Slash Recounts Terrifying Guns N’ Roses Music Video Shoot
When it comes to rock ‘n’ roll melancholy, it doesn’t get much better than the nine-minute epic that was the Guns N’ Roses music video for their 1992 track, “November Rain.” A hard rock ballad and a video about a rock star whose wife commits suicide because he’s so busy, well, being a philandering rock star? Slash playing his guitar in the Mexican desert wearing a leather jacket with no shirt underneath and holding a cigarette between his teeth? It doesn’t get more peak “early 1990s music video” than that, dear reader.
Even decades after its release, people are still watching the “November Rain” music video, garnering it the record for the first pre-YouTube video to achieve one billion views on the video-sharing platform. While we don’t know if Slash was ever one of those billion, we think it’s a safe bet to say he wasn’t. After all, who would want to relive a time when they thought they were going to die?
In a 2025 interview with The Times, Slash recalled that fateful day. He was under the impression he would walk out beside a small desert church, play his guitar, and look very cool while doing it, obviously. “But then the director came up with this idea of flying at me with a helicopter. As we were doing it, I thought, ‘Well, this will be the last thing I ever do.’”
Slash expressed similar sentiments in 2022, saying, “I thought, ‘This’ll be my last day on Earth. It was the kind of thing where you’re just resigned to the fact that you’re probably gonna die. And at that point in time, I pretty much had that [mentality]. I didn’t have very much fear of death in those days.”
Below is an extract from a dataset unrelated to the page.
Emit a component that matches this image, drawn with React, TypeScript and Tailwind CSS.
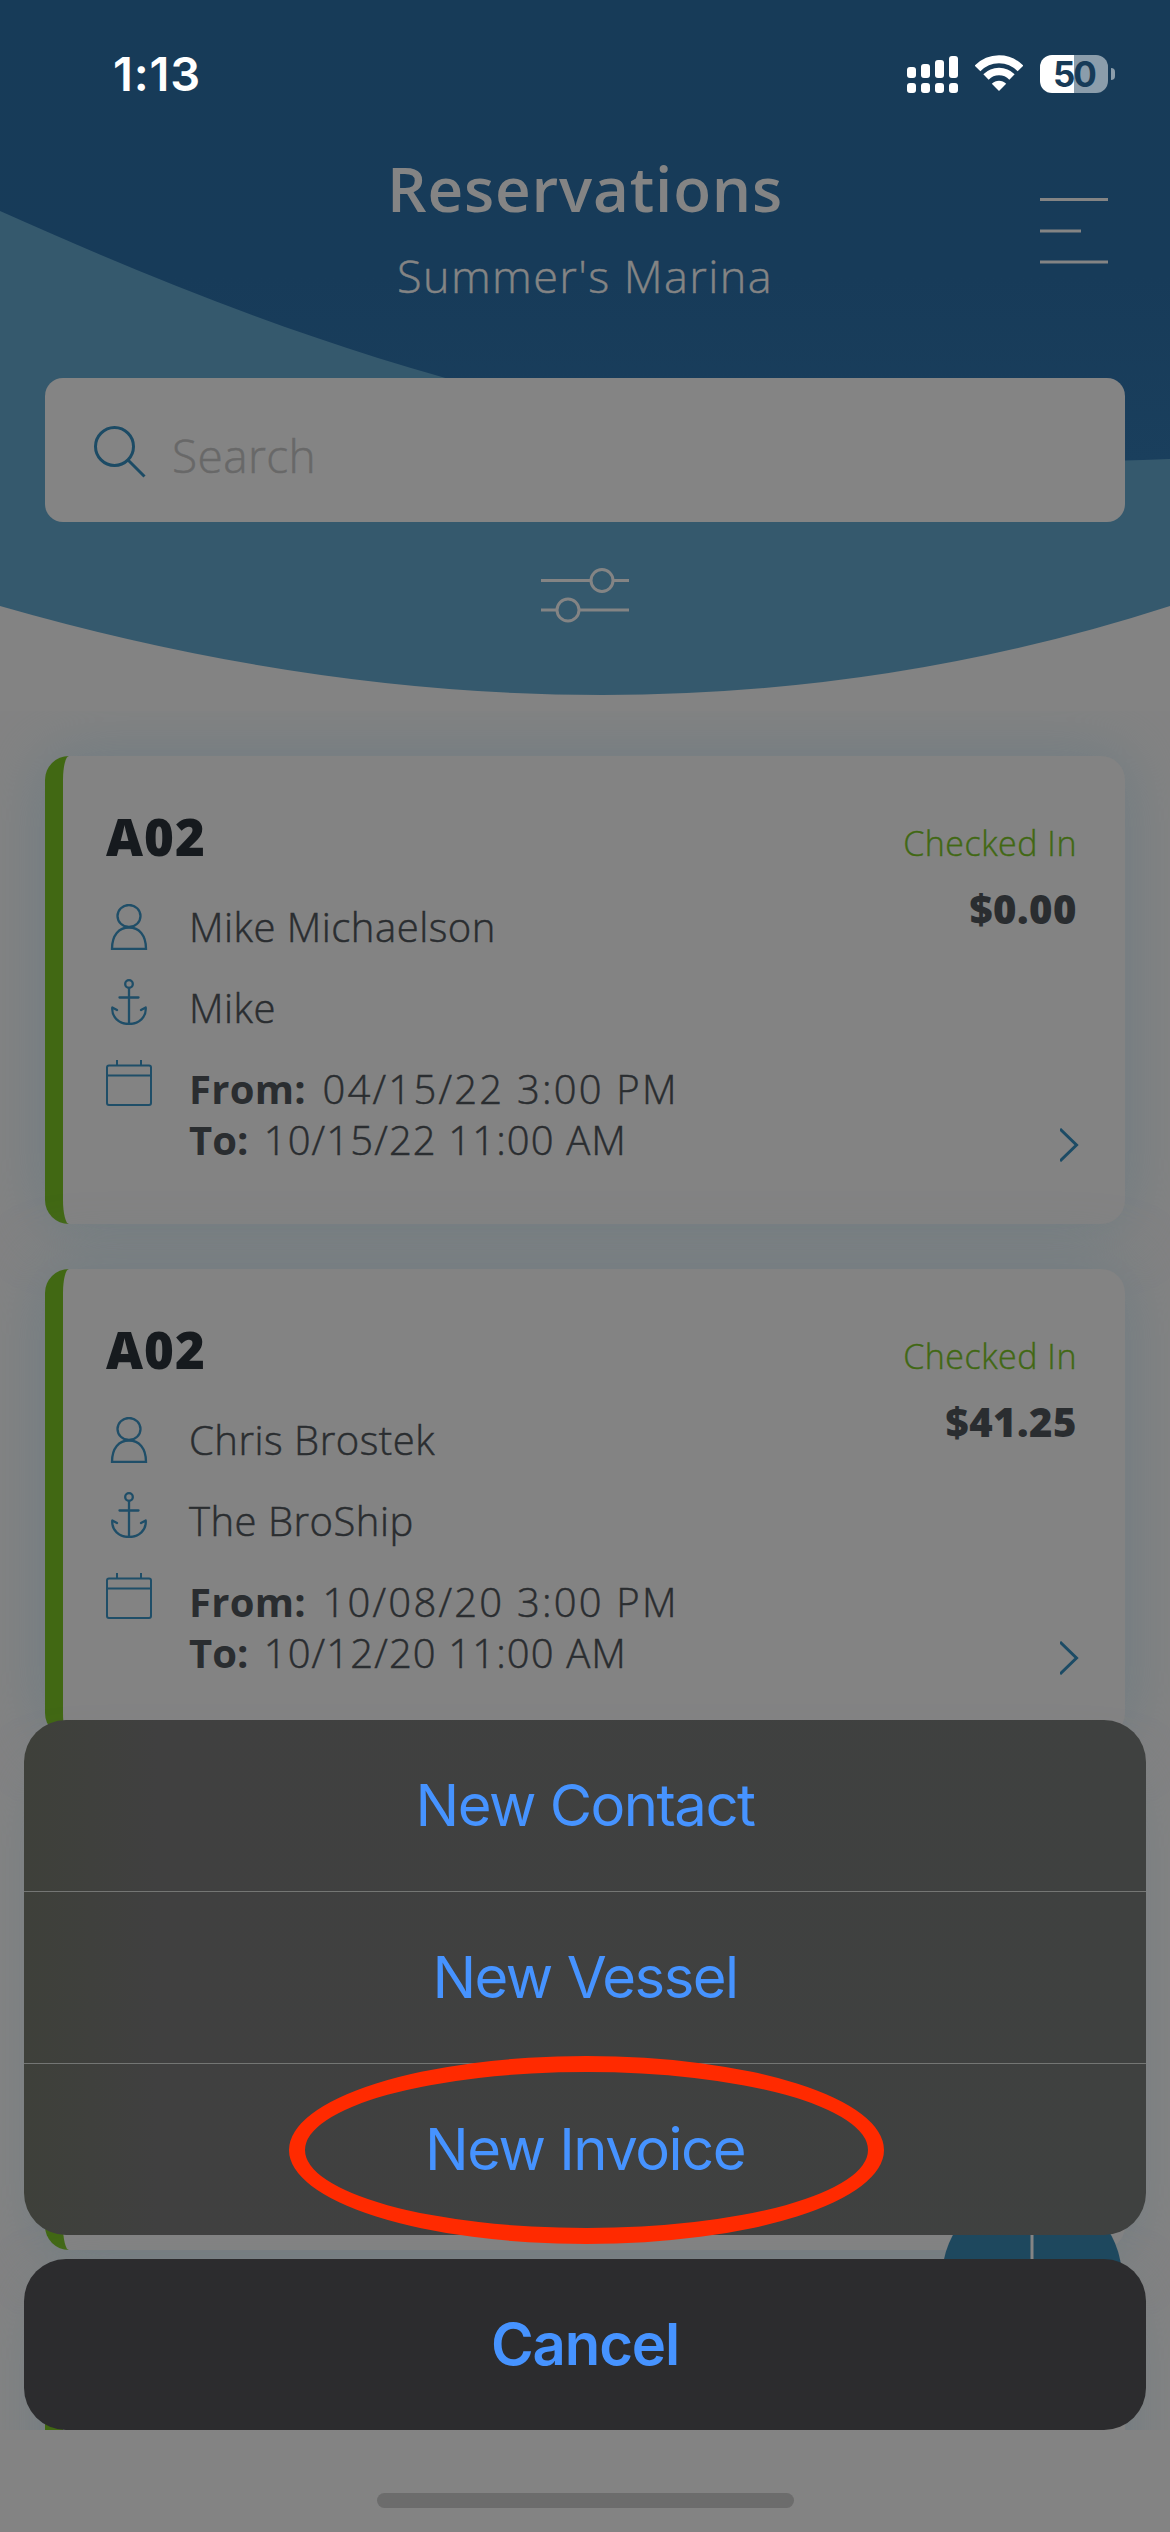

The Big Budget Theatrics Weren’t Really The Guitarist’s Thing
To be fair, director Andy Morahan certainly had a vision when filming the Guns N’ Roses music video for “November Rain.” The scene with Slash is no exception. As the guitarist plays his solo on his signature sunburst Les Paul, the helicopter whirls around him, whipping his curly hair across his face and kicking up the sand around him. Slash hardly looked bothered, taking on a power stance as he rocked out to his solo (unplugged, of course, but an amp in the sand and an extension cord running back to the one-room church behind him wouldn’t have looked as cool, we suppose).
As dramatic as this particular sequence was, Slash was never a big proponent of this theatrical approach to music videos. “I love movies and TV,” Slash told The Times. “But when MTV became the paramount way to promote music, I was never interested in the theatrical element, where you had acting and sets and all that s***. With Guns, we did some really theatrical, monumental stuff in the early Nineties. But that was all Axl.”
Considering Slash was just going along with what his bandmate wanted to do, we’d say his fearlessness in the face of death by helicopter propeller was quite impressive. Talk about a good friend.